Rocky Mountain Spotted Fever

Rocky Mountain Spotted Fever (RMSF) is primarily a disease of dogs and people that is caused by infection with Rickettsia rickettsii bacteria that are transmitted through the bites of ticks. RMSF is commonly diagnosed in dogs that live in or travel to areas where ticks are prevalent. The bite of one infected tick, which can be easy to miss, is sufficient to cause the disease, so lack of a known exposure to ticks does not rule out a diagnosis of Rocky Mountain Spotted Fever.

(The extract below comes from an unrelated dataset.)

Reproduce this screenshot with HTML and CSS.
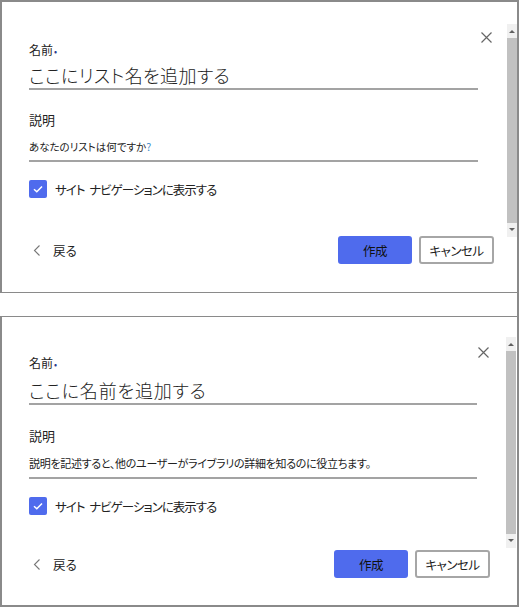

Symptoms of RMSF can include fever, lethargy, enlarged lymph nodes, abnormal swellings, limping, coughing, difficulty breathing, vomiting, diarrhea, and bruising and bleeding. In order to diagnose Rocky Mountain Spotted Fever, differentiate it from other diseases that cause similar symptoms (e.g., ehrlichiosis, Lyme disease, lymphosarcoma, and immune disorders), and to plan appropriate treatment, veterinarians will often order blood cell counts, chemistry panels, and tests that can determine whether or not an animal has been exposed to Rickettsia bacteria.




Certain types of antibiotics are very effective against Rickettsia bacteria, and once treatment begins, an affected animal's condition will usually improve rapidly. In more severe cases, hospitalization for supportive care may be necessary until a dog's condition stabilizes. Many cases of Rocky Mountain Spotted Fever can be prevented through the use of effective tick control products. Dogs that have contracted the disease once are immune against subsequent infections. People can develop Rocky Mountain Spotted Fever but not through casual contact with a sick dog.